前世のワニ狩りの楽しい思い出。ネコのニェネントとの暮らし。

『いぬ』(1963) ジャン=ピエール・メルヴィル:脚本・監督

 原題は「Le Doulos」で、これは「帽子」を意味するスラングだというが、つまりそれは裏社会で「密告屋」をも意味しているという。日本語の「いぬ」はスパイだったり「回し者」だったりの意味があるので、ちょびっと「密告屋」とはニュアンスに違いがあるだろう。

 この作品に登場するのはほとんどが「悪人(ギャング仲間)」とその「愛人」、そして捜査する警察関係の人物で、その中で重要なのがジャン=ポール・ベルモンド演じるシリアンと、セルジュ・レジアニ演じるモーリスとである。
 ストーリーはかなりややっこしくって、過去の事件も絡んで来るわけで、この映画としては冒頭に、出所したてのモーリスが、先に宝石店強奪をやったばかりのジルベールのところへ行き、そのジルベールを射殺することから始まる。以後、「ジルベールを殺したのは誰か?」ということが、ギャング仲間のあいだで問題となる。モーリスはもちろん、シリアンがやったのではないことはわかっているが、他の件で警察に待ち伏せされ、仲間は警察に撃たれ、モーリス自身も重傷を負う。気を失っていたモーリスが意識を戻すと、誰かの手で知り合いの医師の治療を受けていたのだった。誰がモーリスを助けたのかわからないが、今回警察に待ち伏せされたのは、シリアンの密告によるものだろうと思い込む。一方、警察の方でも密告を受けた警部はモーリスに撃ち殺されてしまい、「誰から密告があったのか」はわからないのである。
 モーリスの愛人も何者かに殺され、それがシリアンの犯行だと確信したモーリスは、仲間にシリアンを消しに行かせる。しかしその直後に、犯行はシリアンによるものではなく、シリアンは自分を救おうとしていたことを知る。シリアンが殺させるのを防ぐため、モーリスも出発するのである。

 けっこう登場人物も多く、関係も錯綜しているので観ていてわかりにくい。ちょっと見落としていると、次の登場人物の行動の意味がわからなくなってしまう。わたしもけっこうストーリーを追うのも怪しくなってしまい、ほんとうならもう一度、さいしょっから観直すべきだとは思った。今回は時間がないのでここまで。時間があればまた、ゆっくりと観直したい映画ではある。しかしこういう「誰が味方で誰が敵か?」などというようなスタイルの作品というと、もっと時代が下って、クエンティン・タランティーノの作品とかを思い出したりもする。
 映画の冒頭は、タイトルの「Le Doulos」のことを説明して始まるのだけれども、ラストはその「帽子」が、床に転がっているショットで終わるのだった。
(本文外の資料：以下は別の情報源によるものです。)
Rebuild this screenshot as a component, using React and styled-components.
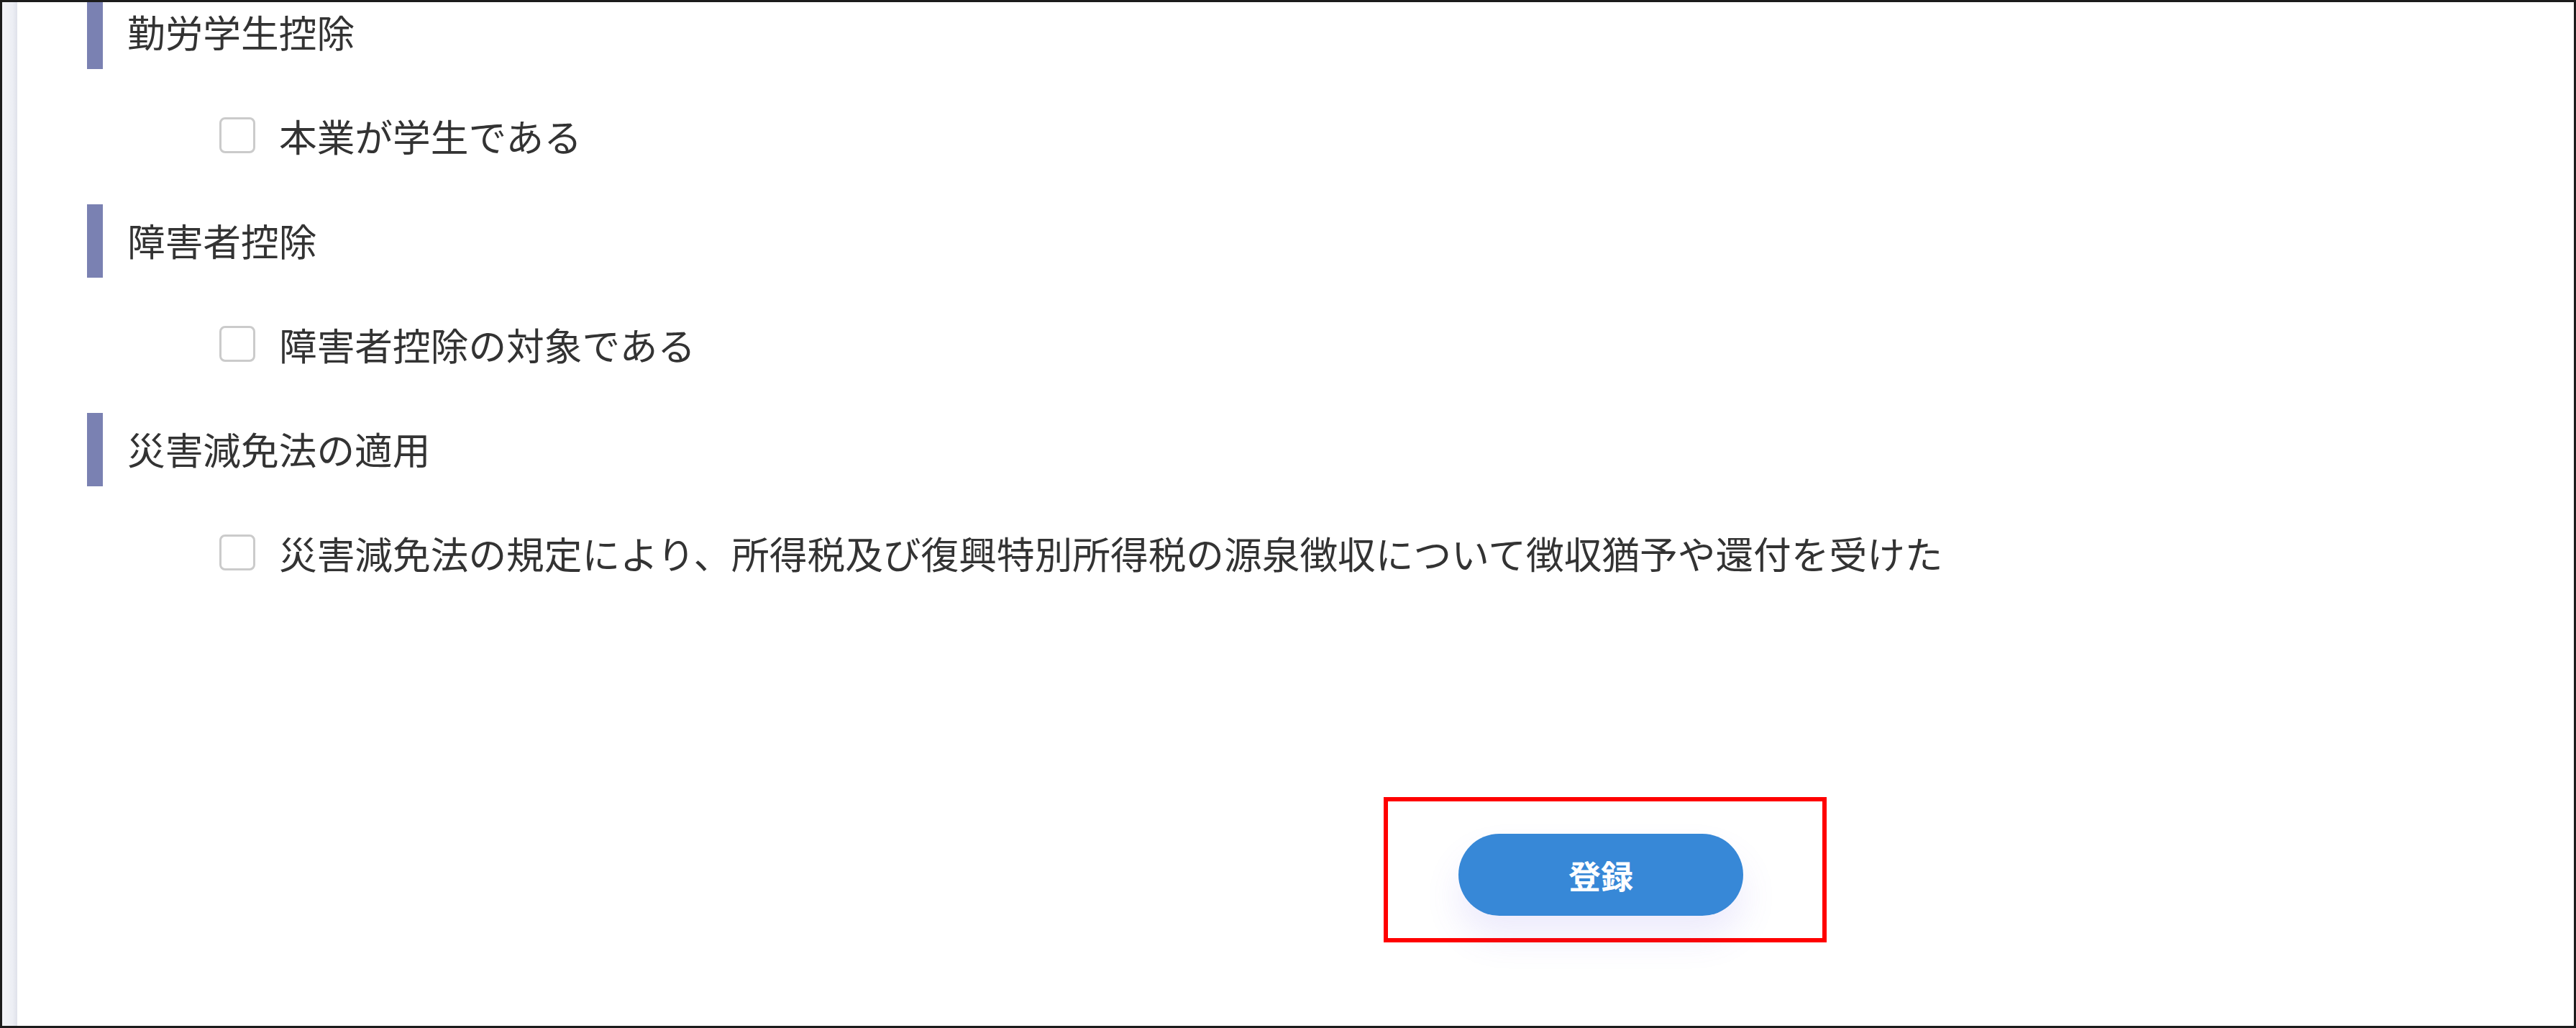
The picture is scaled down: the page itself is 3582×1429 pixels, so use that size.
import React from "react";
import styled, { createGlobalStyle } from "styled-components";

const GlobalStyle = createGlobalStyle`
  html, body {
    margin: 0;
    padding: 0;
    background: #ffffff;
  }
  body {
    font-family: "Noto Sans CJK JP", "Noto Sans", sans-serif;
    color: #333333;
  }
`;

// outer window frame
const Frame = styled.div`
  width: 3582px;
  height: 1429px;
  box-sizing: border-box;
  border: 3px solid #1c1c1c;
  background: #ffffff;
  display: flex;
  overflow: hidden;
`;

// thin strip left over from the side menu
const SideEdge = styled.div`
  width: 21px;
  flex-shrink: 0;
  background: linear-gradient(to right, #f3f4f8 0%, #eceef4 70%, #dfe1ea 100%);
`;

const Main = styled.main`
  flex: 1;
  display: flex;
  flex-direction: column;
  padding-left: 97px;
  margin-top: -9px;
`;

const Section = styled.section`
  display: flex;
  flex-direction: column;
`;

const Heading = styled.h3`
  margin: 0;
  height: 102px;
  box-sizing: border-box;
  display: flex;
  align-items: center;
  border-left: 22px solid #7a81b2;
  padding-left: 34px;
  padding-bottom: 3px;
  font-size: 52.7px;
  font-weight: 400;
  color: #333333;
  line-height: 1;
`;

const OptionRow = styled.label`
  margin: 62px 0 66px;
  height: 60px;
  display: flex;
  align-items: center;
  gap: 33px;
  padding-left: 184px;
  font-size: 52.7px;
  color: #333333;
  line-height: 1;
  cursor: pointer;
`;

const Checkbox = styled.input.attrs({ type: "checkbox" })`
  appearance: none;
  margin: 0;
  width: 50px;
  height: 50px;
  box-sizing: border-box;
  border: 3px solid #cbcbcb;
  border-radius: 8px;
  background: #ffffff;
  flex-shrink: 0;
`;

const Footer = styled.div`
  margin-top: 244px;
  padding-left: 1803px;
  display: flex;
`;

// red annotation frame round the button
const Highlight = styled.div`
  width: 616px;
  height: 202px;
  box-sizing: border-box;
  border: 6px solid #ff0000;
  display: flex;
  align-items: center;
  justify-content: center;
  padding: 14px 12px 0 0;
`;

const SubmitButton = styled.button`
  width: 396px;
  height: 114px;
  border: none;
  border-radius: 57px;
  background: #3788d7;
  color: #ffffff;
  font-family: "Noto Sans CJK JP", "Noto Sans", sans-serif;
  font-size: 45px;
  font-weight: 700;
  box-shadow: 0 30px 50px rgba(110, 90, 230, 0.12);
  cursor: pointer;
`;

const sections = [
  { title: "勤労学生控除", option: "本業が学生である" },
  { title: "障害者控除", option: "障害者控除の対象である" },
  {
    title: "災害減免法の適用",
    option:
      "災害減免法の規定により、所得税及び復興特別所得税の源泉徴収について徴収猶予や還付を受けた",
  },
];

export default function App() {
  return (
    <>
      <GlobalStyle />
      <Frame>
        <SideEdge />
        <Main>
          {sections.map((s) => (
            <Section key={s.title}>
              <Heading>{s.title}</Heading>
              <OptionRow>
                <Checkbox />
                <span>{s.option}</span>
              </OptionRow>
            </Section>
          ))}
          <Footer>
            <Highlight>
              <SubmitButton>登録</SubmitButton>
            </Highlight>
          </Footer>
        </Main>
      </Frame>
    </>
  );
}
 モーリスを演じたセルジュ・レジアニという役者はメルヴィルのお気に入りだったらしく、先日観た『影の軍隊』でも最初の方に、レジスタンスに協力する床屋の役でちょこっと登場する。別のところで読んだのでは、メルヴィル監督はベルモンドにもセルジュ・レジアニのことをほめてばかりいるもので、ベルモンドはいささか面白くなかったらしい。
 わたしはこのセルジュ・レジアニという役者のことは、あの『冒険者たち』で悪漢連中に拷問され、三人組の行方をバラしてしまう役どころだったことで、なぜかその名まえも記憶していた。